Remember that this was almost a year before the invasion of Iraq, and then ask yourself, how certain are you that the attack on Syria or Iran has been taken off the table? These snakes do not give up. If they are set back on one front, they will search for another route, and another.
So what does a John Bolton ambassadorship to the UN mean? According to Scott Ritter, getting John Bolton into the UN is a key piece to making it possible to take the war to Iran next.
The American media today is sleepwalking towards an American war with Iran Economic sanctions and military attacks are not one and the same. Unless, of course, the architect of America's Iran policy never intends to give sanctions a chance.
Enter John Bolton, who, as the former US undersecretary of state for arms control and international security for the Bush administration, is responsible for drafting the current US policy towards Iran.
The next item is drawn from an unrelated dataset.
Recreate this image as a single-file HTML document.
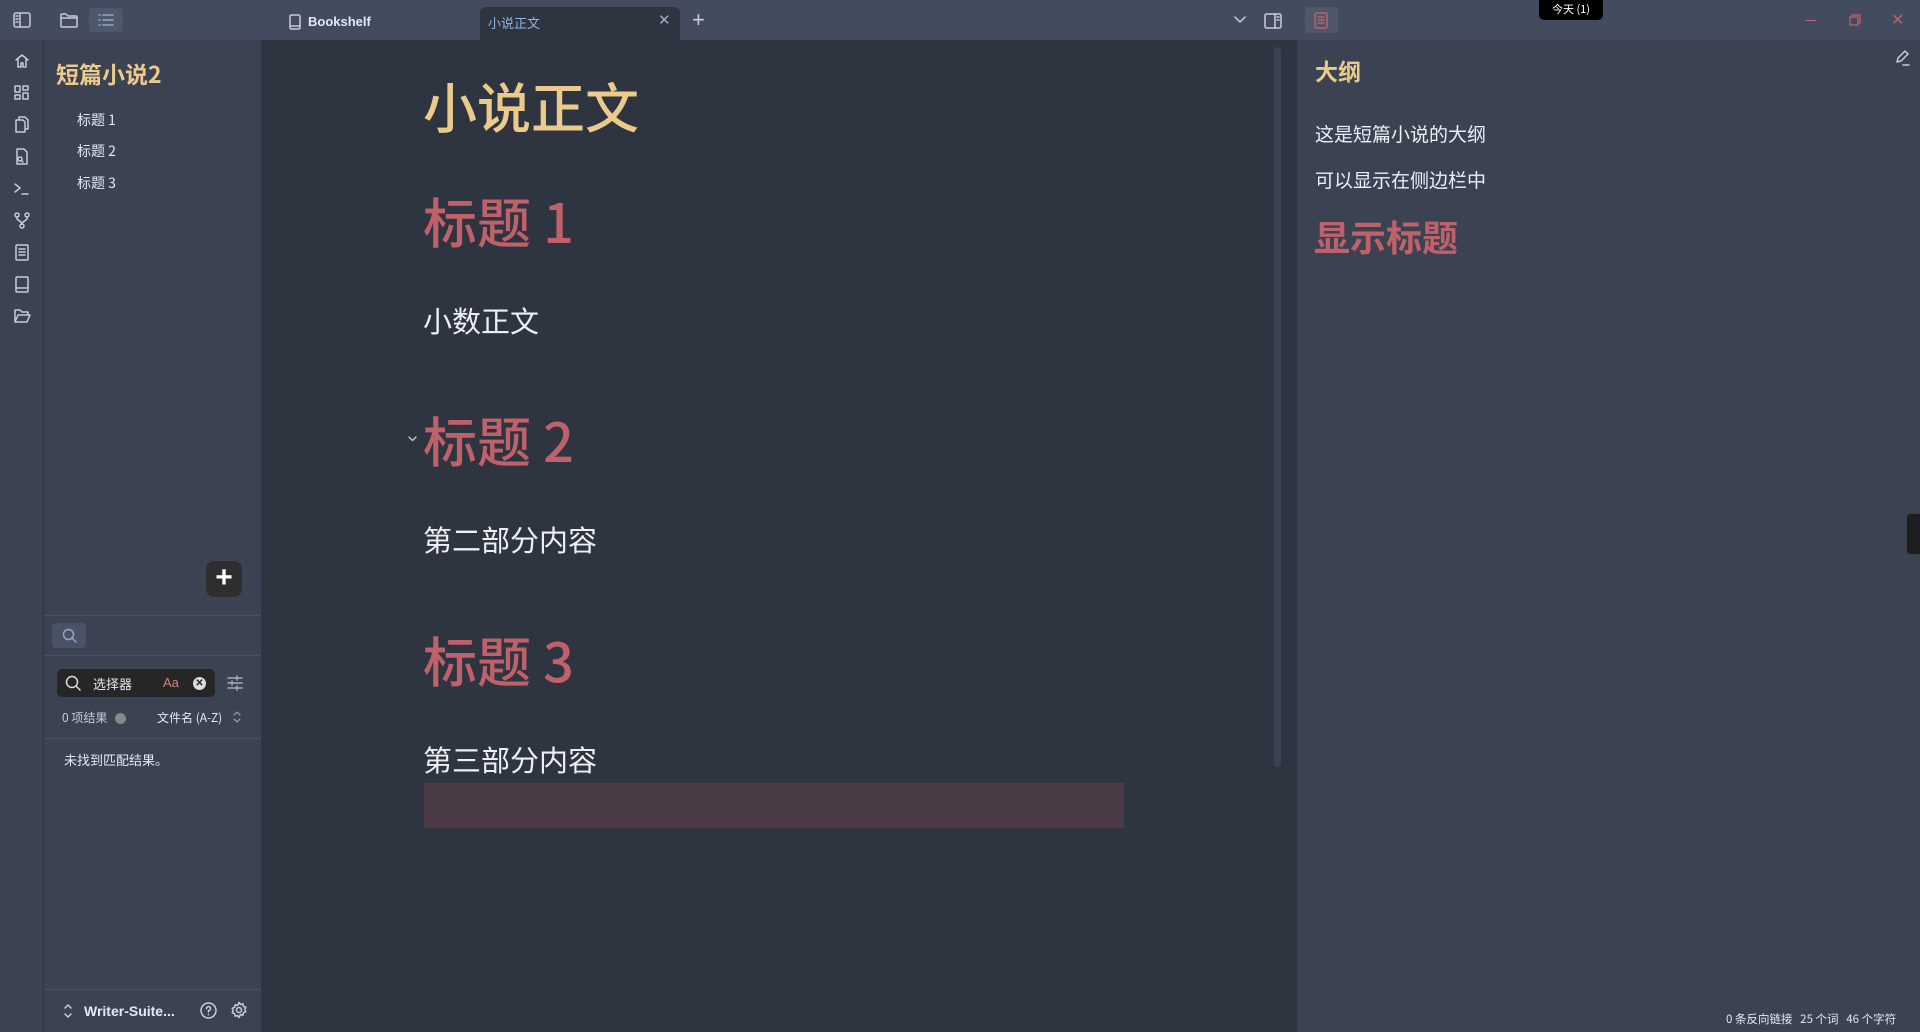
<!DOCTYPE html>
<html><head><meta charset="utf-8"><style>
*{box-sizing:border-box;margin:0;padding:0}
body{width:1920px;height:1032px;overflow:hidden;background:#2e3440;font-family:"Liberation Sans","Noto Sans CJK SC",sans-serif;color:#e5e9f0;position:relative}
.a{position:absolute}
.cjk{font-family:"Noto Sans CJK SC","Liberation Sans",sans-serif}
svg{position:absolute;fill:none;stroke:#c8ccd6;stroke-width:1.5;stroke-linecap:round;stroke-linejoin:round}
.hr{position:absolute;height:1px;background:#4a5366}
</style></head><body>
<!-- title bar -->
<div class="a" style="left:0;top:0;width:1920px;height:40px;background:#434c5e"></div>
<svg style="left:13px;top:12px" width="18" height="16" viewBox="0 0 18 16"><rect x="1" y="1" width="16" height="14" rx="2"/><path d="M7 1v14M3 4h2M3 7h2M3 10h2"/></svg>
<svg style="left:60px;top:12px" width="18" height="16" viewBox="0 0 18 16"><path d="M1 3a1 1 0 0 1 1-1h4l2 2h8a1 1 0 0 1 1 1v9a1 1 0 0 1-1 1H2a1 1 0 0 1-1-1z M1 6h16"/></svg>
<div class="a" style="left:89px;top:8px;width:34px;height:24px;background:#4f576a;border-radius:4px"></div>
<svg style="left:97px;top:12px" width="18" height="16" viewBox="0 0 18 16"><path d="M2 3h1M6 3h10M2 8h1M6 8h10M2 13h1M6 13h10" stroke="#8fa8c8"/></svg>
<svg style="left:289px;top:14px" width="12" height="16" viewBox="0 0 12 16"><rect x="1" y="1" width="10" height="14" rx="1.5"/><path d="M1 12h10"/></svg>
<div class="a" style="left:308px;top:14px;font-size:13px;font-weight:bold;color:#e5e9f0">Bookshelf</div>
<div class="a" style="left:480px;top:7px;width:200px;height:33px;background:#2e3440;border-radius:6px 6px 0 0"></div>
<div class="a cjk" style="left:488px;top:13px;font-size:13px;color:#8fb4dc">小说正文</div>
<div class="a" style="left:658px;top:11px;font-size:15px;color:#aab">✕</div>
<div class="a" style="left:692px;top:7px;font-size:22px;color:#c8ccd6;font-weight:300">+</div>
<svg style="left:1234px;top:16px" width="12" height="8" viewBox="0 0 12 8"><path d="M1 1l5 5 5-5"/></svg>
<svg style="left:1264px;top:13px" width="18" height="16" viewBox="0 0 18 16"><rect x="1" y="1" width="16" height="14" rx="1.5"/><path d="M11 1v14M13 4h2M13 7h2"/></svg>
<div class="a" style="left:1305px;top:7px;width:33px;height:26px;background:#4f576a;border-radius:4px"></div>
<svg style="left:1314px;top:12px;stroke:#bf616a" width="14" height="17" viewBox="0 0 14 17"><rect x="1" y="1" width="12" height="15" rx="1.5"/><path d="M4 5h6M4 8h6M4 11h6"/></svg>
<div class="a cjk" style="left:1539px;top:0;width:64px;height:20px;background:#000;border-radius:0 0 5px 5px;font-size:11px;color:#fff;text-align:center;line-height:19px">今天 (1)</div>
<div class="a" style="left:1805px;top:20px;width:11px;height:1px;background:#bf616a"></div>
<svg style="left:1849px;top:14px;stroke:#bf616a;stroke-width:1.2" width="12" height="12" viewBox="0 0 12 12"><rect x="1" y="3" width="8" height="8"/><path d="M3 3V1h8v8H9"/></svg>
<div class="a" style="left:1891px;top:10px;font-size:16px;color:#bf616a">✕</div>
<!-- ribbon -->
<div class="a" style="left:0;top:40px;width:44px;height:992px;background:#3b4252;border-right:1px solid #2f3542"></div>
<svg style="left:14px;top:53px" width="16" height="16" viewBox="0 0 16 16"><path d="M2 7l6-5 6 5M4 6v8h3v-4h2v4h3V6"/></svg>
<svg style="left:14px;top:85px" width="16" height="16" viewBox="0 0 16 16"><rect x="1" y="1" width="5" height="6"/><rect x="9" y="1" width="5" height="4"/><rect x="1" y="10" width="5" height="4"/><rect x="9" y="8" width="5" height="6"/></svg>
<svg style="left:14px;top:116px" width="16" height="17" viewBox="0 0 16 17"><path d="M5 4V1h6l3 3v9h-3M2 4h7l2 2v10H2z"/></svg>
<svg style="left:14px;top:148px" width="16" height="17" viewBox="0 0 16 17"><path d="M3 1h7l3 3v12H3z"/><circle cx="6" cy="11" r="2"/><path d="M7.5 12.5l1.5 1.5"/></svg>
<svg style="left:14px;top:182px" width="16" height="14" viewBox="0 0 16 14"><path d="M1 2l5 4-5 4M8 12h6"/></svg>
<svg style="left:14px;top:212px" width="16" height="17" viewBox="0 0 16 17"><circle cx="3" cy="3" r="2"/><circle cx="13" cy="3" r="2"/><circle cx="8" cy="14" r="2"/><path d="M3 5v2l5 4 5-4V5M8 11v1"/></svg>
<svg style="left:15px;top:244px" width="14" height="17" viewBox="0 0 14 17"><rect x="1" y="1" width="12" height="15" rx="1"/><path d="M4 5h6M4 8h6M4 11h6"/></svg>
<svg style="left:15px;top:276px" width="14" height="17" viewBox="0 0 14 17"><rect x="1" y="1" width="12" height="15" rx="1"/><path d="M1 12h12"/></svg>
<svg style="left:14px;top:308px" width="17" height="15" viewBox="0 0 17 15"><path d="M1 2h5l2 2h6v3M1 2v12h12l3-7H4L1 14"/></svg>
<!-- left sidebar -->
<div class="a" style="left:44px;top:40px;width:218px;height:992px;background:#3b4252;border-right:1px solid #2f3542"></div>
<div class="a cjk" style="left:56px;top:56px;font-size:23px;font-weight:bold;color:#ebcb8b">短篇小说2</div>
<div class="a cjk" style="left:77px;top:110px;font-size:14px;color:#e5e9f0">标题 1</div>
<div class="a cjk" style="left:77px;top:141px;font-size:14px;color:#e5e9f0">标题 2</div>
<div class="a cjk" style="left:77px;top:173px;font-size:14px;color:#e5e9f0">标题 3</div>
<div class="a" style="left:206px;top:561px;width:36px;height:36px;background:#2e2e30;border-radius:8px;color:#fff;font-size:30px;text-align:center;line-height:34px;font-weight:bold">+</div>
<div class="hr" style="left:44px;top:615px;width:217px"></div>
<div class="a" style="left:52px;top:623px;width:34px;height:25px;background:#4a5366;border-radius:4px"></div>
<svg style="left:62px;top:628px;stroke:#8fa8c8" width="15" height="15" viewBox="0 0 15 15"><circle cx="6.5" cy="6.5" r="5"/><path d="M10 10l4 4"/></svg>
<div class="hr" style="left:44px;top:655px;width:217px"></div>
<div class="a" style="left:57px;top:669px;width:158px;height:28px;background:#262626;border-radius:5px"></div>
<svg style="left:65px;top:675px;stroke:#ddd" width="16" height="16" viewBox="0 0 16 16"><circle cx="7" cy="7" r="5.5"/><path d="M11 11l4 4"/></svg>
<div class="a cjk" style="left:93px;top:674px;font-size:13px;color:#e5e9f0">选择器</div>
<div class="a" style="left:163px;top:675px;font-size:13px;color:#d08770">Aa</div>
<div class="a" style="left:193px;top:677px;width:13px;height:13px;border-radius:50%;background:#ddd;color:#222;font-size:10px;text-align:center;line-height:13px;font-weight:bold">✕</div>
<svg style="left:227px;top:675px;stroke:#aab" width="16" height="16" viewBox="0 0 16 16"><path d="M1 3h14M1 8h14M1 13h14M10 1v4M5 6v4M10 11v4"/></svg>
<div class="a cjk" style="left:62px;top:709px;font-size:12px;color:#c8ccd6">0 项结果</div>
<div class="a" style="left:115px;top:713px;width:11px;height:11px;border-radius:50%;background:#888"></div>
<div class="a cjk" style="left:157px;top:709px;font-size:12px;color:#e5e9f0">文件名 (A-Z)</div>
<svg style="left:233px;top:711px;stroke:#aaa;stroke-width:1" width="8" height="12" viewBox="0 0 8 12"><path d="M1 4l3-3 3 3M1 8l3 3 3-3"/></svg>
<div class="hr" style="left:44px;top:738px;width:217px"></div>
<div class="a cjk" style="left:64px;top:750px;font-size:13px;color:#e5e9f0">未找到匹配结果。</div>
<div class="hr" style="left:44px;top:989px;width:217px"></div>
<svg style="left:63px;top:1003px" width="10" height="16" viewBox="0 0 10 16"><path d="M2 5l3-3 3 3M2 11l3 3 3-3"/></svg>
<div class="a" style="left:84px;top:1003px;font-size:14px;font-weight:bold;color:#e5e9f0">Writer-Suite...</div>
<svg style="left:200px;top:1002px" width="17" height="17" viewBox="0 0 17 17"><circle cx="8.5" cy="8.5" r="7.5"/><path d="M6.5 6.5a2 2 0 1 1 2 2v1.5M8.5 12.5v.1"/></svg>
<svg style="left:230px;top:1001px" width="18" height="18" viewBox="0 0 18 18"><circle cx="9" cy="9" r="2.5"/><path d="M9 1.5l1.5 2 2.4-.7.5 2.5 2.4 1-1 2.2 1 2.2-2.4 1-.5 2.5-2.4-.7L9 16.5l-1.5-2-2.4.7-.5-2.5-2.4-1 1-2.2-1-2.2 2.4-1 .5-2.5 2.4.7z"/></svg>
<!-- editor -->
<div class="a cjk" style="left:423px;top:70px;font-size:54px;line-height:70px;color:#ebcb8b;font-weight:500">小说正文</div>
<div class="a cjk" style="left:423px;top:185px;font-size:54px;line-height:70px;color:#bf616a;font-weight:500">标题 1</div>
<div class="a cjk" style="left:423px;top:300px;font-size:29px;line-height:40px;color:#eceff4">小数正文</div>
<svg style="left:408px;top:436px;stroke:#ccc;stroke-width:1.3" width="9" height="6" viewBox="0 0 9 6"><path d="M1 1l3.5 3.5L8 1"/></svg>
<div class="a cjk" style="left:423px;top:404px;font-size:54px;line-height:70px;color:#bf616a;font-weight:500">标题 2</div>
<div class="a cjk" style="left:423px;top:519px;font-size:29px;line-height:40px;color:#eceff4">第二部分内容</div>
<div class="a cjk" style="left:423px;top:624px;font-size:54px;line-height:70px;color:#bf616a;font-weight:500">标题 3</div>
<div class="a cjk" style="left:423px;top:739px;font-size:29px;line-height:40px;color:#eceff4">第三部分内容</div>
<div class="a" style="left:424px;top:783px;width:700px;height:45px;background:#4a3b46"></div>
<div class="a" style="left:1274px;top:47px;width:7px;height:720px;background:#3b4252;border-radius:4px"></div>
<!-- right sidebar -->
<div class="a" style="left:1296px;top:40px;width:624px;height:992px;background:#3b4252;border-left:1px solid #2f3542"></div>
<div class="a cjk" style="left:1315px;top:53px;font-size:23px;font-weight:bold;color:#ebcb8b">大纲</div>
<div class="a cjk" style="left:1315px;top:120px;font-size:19px;color:#eceff4">这是短篇小说的大纲</div>
<div class="a cjk" style="left:1315px;top:166px;font-size:19px;color:#eceff4">可以显示在侧边栏中</div>
<div class="a cjk" style="left:1314px;top:210px;font-size:36px;font-weight:bold;color:#bf616a">显示标题</div>
<svg style="left:1894px;top:50px" width="16" height="16" viewBox="0 0 16 16"><path d="M3 12l1-4 7-7 3 3-7 7zM9 15h6"/></svg>
<div class="a" style="left:1907px;top:514px;width:13px;height:40px;background:#1e1e1e;border-radius:3px 0 0 3px"></div>
<div class="a cjk" style="left:1726px;top:1011px;font-size:11.5px;color:#e5e9f0;white-space:nowrap">0 条反向链接 &nbsp;&nbsp;25 个词 &nbsp;&nbsp;46 个字符</div>
</body></html>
In February 2004, Bolton threw down the gauntlet by stating that Iran had a 'secret nuclear weapons programme' that was unknown to the IAEA. 'There is no doubt that Iran has a secret nuclear weapons production programme', Bolton said, without providing any source to back up his assertions.
...John Bolton believes that Iran should be isolated by United Nations sanctions and, if Iran will not back down from its nuclear programme, confronted with the threat of military action.
And as the Bush administration has noted in the past, particularly in the case of Iraq, such threat must be real and meaningful, and backed by the will and determination to use it.
And the Bush administration's push for UN sanctions shows every intention of making such sanctions deep, painful and long-lasting. John Bolton and others in the Bush administration contend that, despite the lack of proof, Iran's nuclear intentions are obvious.
[Ed: remember that Saddam let the arms inspectors into the country AND declared that Iraq did not have any WMD. Which today we know to be true. What is your guess on how reliable Bolton's claims on Iran are today? Are you really willing to take the chance that he is wrong?]
...But, based upon history, precedent, and personalities, the intent of the United States regarding Iran is crystal clear: the Bush administration intends to bomb Iran.
Whether this attack takes place in June 2005, when the Pentagon has been instructed to be ready, or at a later date, once all other preparations have been made, is really the only question that remains to be answered.
That, and whether the journalists who populate the mainstream American media will continue to sleepwalk on their way to facilitating yet another disaster in the Middle East.
And you might add the US Senators to those who will be accountable as they have the responsibility to "advise and consent" on the nominations Bush puts forward. If the Republican Senators approve Bolton and the Bush administration does what it shows every sign of doing, they will have certainly share with Bush the bloody hands and disaster we will have if Bush forces another war.